## DIRECTIVE
Transcribe the data that follows precisely, omitting nothing.

## SUPPLIED DATA

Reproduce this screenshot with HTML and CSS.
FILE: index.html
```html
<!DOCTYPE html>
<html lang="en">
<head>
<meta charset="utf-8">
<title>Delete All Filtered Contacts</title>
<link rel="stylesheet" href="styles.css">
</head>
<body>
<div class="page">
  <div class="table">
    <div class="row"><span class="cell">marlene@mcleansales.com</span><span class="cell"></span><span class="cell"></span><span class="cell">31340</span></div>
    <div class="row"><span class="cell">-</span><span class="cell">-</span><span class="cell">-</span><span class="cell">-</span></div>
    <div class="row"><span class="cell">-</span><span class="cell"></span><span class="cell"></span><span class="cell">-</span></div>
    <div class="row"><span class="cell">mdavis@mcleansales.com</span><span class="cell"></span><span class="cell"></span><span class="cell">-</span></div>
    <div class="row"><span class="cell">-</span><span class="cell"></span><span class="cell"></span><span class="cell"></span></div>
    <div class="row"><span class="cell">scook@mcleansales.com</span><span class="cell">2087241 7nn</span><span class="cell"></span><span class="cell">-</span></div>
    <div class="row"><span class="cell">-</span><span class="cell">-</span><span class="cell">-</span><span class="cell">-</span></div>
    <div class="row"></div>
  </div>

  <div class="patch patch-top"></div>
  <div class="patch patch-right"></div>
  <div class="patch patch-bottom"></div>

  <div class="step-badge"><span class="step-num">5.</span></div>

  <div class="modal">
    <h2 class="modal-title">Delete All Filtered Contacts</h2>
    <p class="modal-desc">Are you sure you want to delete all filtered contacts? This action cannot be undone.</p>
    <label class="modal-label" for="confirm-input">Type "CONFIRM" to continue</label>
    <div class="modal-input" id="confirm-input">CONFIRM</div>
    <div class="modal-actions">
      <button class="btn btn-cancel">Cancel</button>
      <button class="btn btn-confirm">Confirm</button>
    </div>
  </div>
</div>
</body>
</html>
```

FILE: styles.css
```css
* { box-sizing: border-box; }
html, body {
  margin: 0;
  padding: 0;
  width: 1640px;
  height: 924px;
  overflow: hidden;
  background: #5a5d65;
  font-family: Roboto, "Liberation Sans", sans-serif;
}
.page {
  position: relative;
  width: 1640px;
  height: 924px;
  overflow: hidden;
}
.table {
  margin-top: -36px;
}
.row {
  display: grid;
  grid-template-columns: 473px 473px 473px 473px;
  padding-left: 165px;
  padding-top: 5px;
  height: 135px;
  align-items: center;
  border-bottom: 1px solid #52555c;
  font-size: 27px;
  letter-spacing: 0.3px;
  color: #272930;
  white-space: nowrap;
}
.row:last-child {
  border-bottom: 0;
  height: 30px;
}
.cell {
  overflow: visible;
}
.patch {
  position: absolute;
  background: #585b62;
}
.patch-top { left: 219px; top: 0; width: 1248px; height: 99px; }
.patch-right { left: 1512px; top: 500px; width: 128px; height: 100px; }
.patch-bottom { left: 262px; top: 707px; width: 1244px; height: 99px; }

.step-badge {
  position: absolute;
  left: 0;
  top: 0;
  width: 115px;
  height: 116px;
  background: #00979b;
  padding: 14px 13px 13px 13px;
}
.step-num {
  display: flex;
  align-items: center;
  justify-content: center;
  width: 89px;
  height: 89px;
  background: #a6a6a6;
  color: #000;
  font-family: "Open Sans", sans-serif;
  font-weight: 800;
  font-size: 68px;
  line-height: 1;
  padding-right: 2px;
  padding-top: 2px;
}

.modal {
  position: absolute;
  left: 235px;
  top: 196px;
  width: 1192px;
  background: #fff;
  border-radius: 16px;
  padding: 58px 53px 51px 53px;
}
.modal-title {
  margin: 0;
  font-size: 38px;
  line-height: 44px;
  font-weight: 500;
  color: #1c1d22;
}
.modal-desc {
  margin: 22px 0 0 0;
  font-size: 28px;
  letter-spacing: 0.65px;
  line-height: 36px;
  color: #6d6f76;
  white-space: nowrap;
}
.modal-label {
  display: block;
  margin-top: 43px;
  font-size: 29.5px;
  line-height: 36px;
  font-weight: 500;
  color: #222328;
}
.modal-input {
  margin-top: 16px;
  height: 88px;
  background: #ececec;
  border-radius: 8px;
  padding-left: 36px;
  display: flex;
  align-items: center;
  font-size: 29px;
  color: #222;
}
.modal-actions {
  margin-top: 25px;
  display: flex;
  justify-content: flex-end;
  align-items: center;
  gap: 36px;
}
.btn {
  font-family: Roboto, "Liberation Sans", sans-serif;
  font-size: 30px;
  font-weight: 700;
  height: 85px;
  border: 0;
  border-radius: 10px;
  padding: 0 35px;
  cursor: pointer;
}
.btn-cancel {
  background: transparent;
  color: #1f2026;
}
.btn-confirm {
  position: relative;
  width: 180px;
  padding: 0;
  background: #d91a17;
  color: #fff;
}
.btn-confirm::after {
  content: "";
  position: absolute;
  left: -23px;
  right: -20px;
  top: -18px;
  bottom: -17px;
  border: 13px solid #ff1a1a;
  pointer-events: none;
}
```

## CORRECT ANSWER
Reproduce this screenshot with HTML and CSS.
FILE: index.html
```html
<!DOCTYPE html>
<html lang="en">
<head>
<meta charset="utf-8">
<title>Delete All Filtered Contacts</title>
<link rel="stylesheet" href="styles.css">
</head>
<body>
<div class="page">
  <div class="table">
    <div class="row"><span class="cell">marlene@mcleansales.com</span><span class="cell"></span><span class="cell"></span><span class="cell">31340</span></div>
    <div class="row"><span class="cell">-</span><span class="cell">-</span><span class="cell">-</span><span class="cell">-</span></div>
    <div class="row"><span class="cell">-</span><span class="cell"></span><span class="cell"></span><span class="cell">-</span></div>
    <div class="row"><span class="cell">mdavis@mcleansales.com</span><span class="cell"></span><span class="cell"></span><span class="cell">-</span></div>
    <div class="row"><span class="cell">-</span><span class="cell"></span><span class="cell"></span><span class="cell"></span></div>
    <div class="row"><span class="cell">scook@mcleansales.com</span><span class="cell">2087241 7nn</span><span class="cell"></span><span class="cell">-</span></div>
    <div class="row"><span class="cell">-</span><span class="cell">-</span><span class="cell">-</span><span class="cell">-</span></div>
    <div class="row"></div>
  </div>

  <div class="patch patch-top"></div>
  <div class="patch patch-right"></div>
  <div class="patch patch-bottom"></div>

  <div class="step-badge"><span class="step-num">5.</span></div>

  <div class="modal">
    <h2 class="modal-title">Delete All Filtered Contacts</h2>
    <p class="modal-desc">Are you sure you want to delete all filtered contacts? This action cannot be undone.</p>
    <label class="modal-label" for="confirm-input">Type "CONFIRM" to continue</label>
    <div class="modal-input" id="confirm-input">CONFIRM</div>
    <div class="modal-actions">
      <button class="btn btn-cancel">Cancel</button>
      <button class="btn btn-confirm">Confirm</button>
    </div>
  </div>
</div>
</body>
</html>
```

FILE: styles.css
```css
* { box-sizing: border-box; }
html, body {
  margin: 0;
  padding: 0;
  width: 1640px;
  height: 924px;
  overflow: hidden;
  background: #5a5d65;
  font-family: Roboto, "Liberation Sans", sans-serif;
}
.page {
  position: relative;
  width: 1640px;
  height: 924px;
  overflow: hidden;
}
.table {
  margin-top: -36px;
}
.row {
  display: grid;
  grid-template-columns: 473px 473px 473px 473px;
  padding-left: 165px;
  padding-top: 5px;
  height: 135px;
  align-items: center;
  border-bottom: 1px solid #52555c;
  font-size: 27px;
  letter-spacing: 0.3px;
  color: #272930;
  white-space: nowrap;
}
.row:last-child {
  border-bottom: 0;
  height: 30px;
}
.cell {
  overflow: visible;
}
.patch {
  position: absolute;
  background: #585b62;
}
.patch-top { left: 219px; top: 0; width: 1248px; height: 99px; }
.patch-right { left: 1512px; top: 500px; width: 128px; height: 100px; }
.patch-bottom { left: 262px; top: 707px; width: 1244px; height: 99px; }

.step-badge {
  position: absolute;
  left: 0;
  top: 0;
  width: 115px;
  height: 116px;
  background: #00979b;
  padding: 14px 13px 13px 13px;
}
.step-num {
  display: flex;
  align-items: center;
  justify-content: center;
  width: 89px;
  height: 89px;
  background: #a6a6a6;
  color: #000;
  font-family: "Open Sans", sans-serif;
  font-weight: 800;
  font-size: 68px;
  line-height: 1;
  padding-right: 2px;
  padding-top: 2px;
}

.modal {
  position: absolute;
  left: 235px;
  top: 196px;
  width: 1192px;
  background: #fff;
  border-radius: 16px;
  padding: 58px 53px 51px 53px;
}
.modal-title {
  margin: 0;
  font-size: 38px;
  line-height: 44px;
  font-weight: 500;
  color: #1c1d22;
}
.modal-desc {
  margin: 22px 0 0 0;
  font-size: 28px;
  letter-spacing: 0.65px;
  line-height: 36px;
  color: #6d6f76;
  white-space: nowrap;
}
.modal-label {
  display: block;
  margin-top: 43px;
  font-size: 29.5px;
  line-height: 36px;
  font-weight: 500;
  color: #222328;
}
.modal-input {
  margin-top: 16px;
  height: 88px;
  background: #ececec;
  border-radius: 8px;
  padding-left: 36px;
  display: flex;
  align-items: center;
  font-size: 29px;
  color: #222;
}
.modal-actions {
  margin-top: 25px;
  display: flex;
  justify-content: flex-end;
  align-items: center;
  gap: 36px;
}
.btn {
  font-family: Roboto, "Liberation Sans", sans-serif;
  font-size: 30px;
  font-weight: 700;
  height: 85px;
  border: 0;
  border-radius: 10px;
  padding: 0 35px;
  cursor: pointer;
}
.btn-cancel {
  background: transparent;
  color: #1f2026;
}
.btn-confirm {
  position: relative;
  width: 180px;
  padding: 0;
  background: #d91a17;
  color: #fff;
}
.btn-confirm::after {
  content: "";
  position: absolute;
  left: -23px;
  right: -20px;
  top: -18px;
  bottom: -17px;
  border: 13px solid #ff1a1a;
  pointer-events: none;
}
```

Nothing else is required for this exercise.